__SOURCE EXCERPT__:
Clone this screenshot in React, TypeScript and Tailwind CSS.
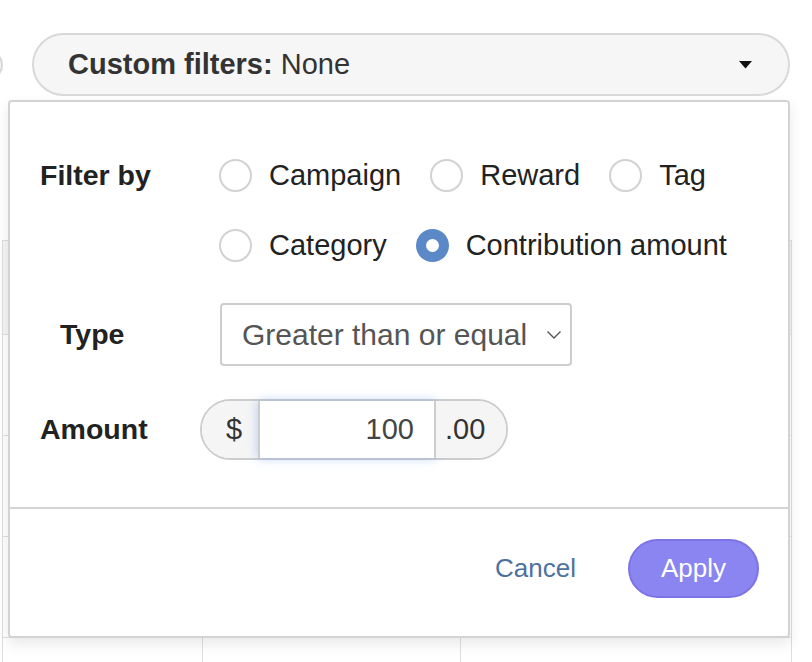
import React from "react";

function Radio({ label, checked }: { label: string; checked?: boolean }) {
  return (
    <label className="flex items-center gap-[17px]">
      {checked ? (
        <span className="flex h-[33px] w-[33px] items-center justify-center rounded-full bg-[#5b88c7]">
          <span className="h-[13px] w-[13px] rounded-full bg-white" />
        </span>
      ) : (
        <span className="h-[33px] w-[33px] rounded-full border-2 border-[#d2d2d2] bg-white" />
      )}
      <span className="text-[29px] leading-none text-[#222]">{label}</span>
    </label>
  );
}

export default function App() {
  return (
    <div
      className="relative h-[662px] w-[812px] overflow-hidden bg-white text-[#222]"
      style={{ fontFamily: '"Liberation Sans", Arial, sans-serif' }}
    >
      {/* top bar */}
      <div className="flex items-center pt-[33px]">
        <div className="ml-[-40px] h-[30px] w-[43px] shrink-0 rounded-full border-2 border-[#d6d6d6] bg-[#f6f6f6]" />
        <button className="ml-[29px] flex h-[63px] w-[758px] items-center justify-between rounded-full border-2 border-[#d9d9d9] bg-[#f6f6f6] pl-[34px] pr-[36px] text-[29px] text-[#333]">
          <span>
            <span className="font-bold">Custom filters:</span> None
          </span>
          <svg width="13" height="8" viewBox="0 0 13 8">
            <path d="M0 0 H13 L6.5 7.5 Z" fill="#111" />
          </svg>
        </button>
      </div>

      {/* background table */}
      <div className="ml-[2px] mt-[144px] w-[790px] border-l border-r border-[#dedede]">
        <div className="grid h-[95px] grid-cols-[200px_258px_330px] border-t border-b border-[#dedede] bg-[#f5f5f5]">
          <div className="border-r border-[#dedede]" />
          <div className="border-r border-[#dedede]" />
          <div />
        </div>
        {[0, 1, 2, 3].map((i) => (
          <div
            key={i}
            className="grid h-[101px] grid-cols-[200px_258px_330px] border-b border-[#dedede]"
          >
            <div className="border-r border-[#dedede]" />
            <div className="border-r border-[#dedede]" />
            <div />
          </div>
        ))}
      </div>

      {/* dropdown panel */}
      <div className="absolute left-[8px] top-[100px] flex h-[538px] w-[782px] flex-col rounded-[4px] border-2 border-[#d3d3d3] bg-white shadow-[0_6px_14px_rgba(0,0,0,0.09)]">
        <div className="flex h-[405px] flex-col pl-[30px] pt-[57px]">
          {/* Filter by */}
          <div className="flex">
            <div className="flex h-[33px] w-[179px] items-center text-[28.5px] font-bold">
              Filter by
            </div>
            <div className="flex flex-col gap-[37px]">
              <div className="flex gap-[29px]">
                <Radio label="Campaign" />
                <Radio label="Reward" />
                <Radio label="Tag" />
              </div>
              <div className="flex gap-[29px]">
                <Radio label="Category" />
                <Radio label="Contribution amount" checked />
              </div>
            </div>
          </div>

          {/* Type */}
          <div className="mt-[41px] flex items-center">
            <div className="w-[180px] pl-[20px] text-[28.5px] font-bold">Type</div>
            <div className="flex h-[63px] w-[352px] items-center justify-between rounded-[4px] border-2 border-[#cdcdcd] bg-white pl-[20px] pr-[8px] text-[30px] text-[#555]">
              <span>Greater than or equal</span>
              <svg width="16" height="10" viewBox="0 0 16 10">
                <path d="M1.5 1.5 L8 8 L14.5 1.5" fill="none" stroke="#555" strokeWidth="1.4" />
              </svg>
            </div>
          </div>

          {/* Amount */}
          <div className="mt-[33px] flex items-center">
            <div className="w-[160px] text-[28.5px] font-bold">Amount</div>
            <div className="flex h-[61px] w-[308px] rounded-full border-2 border-[#cdcdcd] text-[29px] text-[#333]">
              <div className="flex w-[56px] items-center justify-center rounded-l-full bg-[#f5f5f5] pl-[8px]">
                $
              </div>
              <div className="flex w-[178px] items-center justify-end border-l-2 border-r-2 border-[#cdcdcd] bg-white pr-[20px] text-[#444] shadow-[0_0_10px_rgba(102,150,233,0.45)]">
                100
              </div>
              <div className="flex flex-1 items-center rounded-r-full bg-[#f5f5f5] pl-[9px]">
                .00
              </div>
            </div>
          </div>
        </div>

        {/* footer */}
        <div className="flex flex-1 items-center justify-end border-t-2 border-[#d3d3d3] pb-[9px] pr-[29px]">
          <button className="mr-[52px] text-[26px] text-[#4d72a0]">Cancel</button>
          <button className="flex h-[59px] w-[131px] items-center justify-center rounded-full border-2 border-[#7c74e4] bg-[#8b85f2] text-[26px] text-white">
            Apply
          </button>
        </div>
      </div>
    </div>
  );
}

__PROBLEM STATEMENT__: From the listing above, copy out each line where the word "React" appears.

__TASK RESPONSE__:
Clone this screenshot in React, TypeScript and Tailwind CSS.
import React from "react";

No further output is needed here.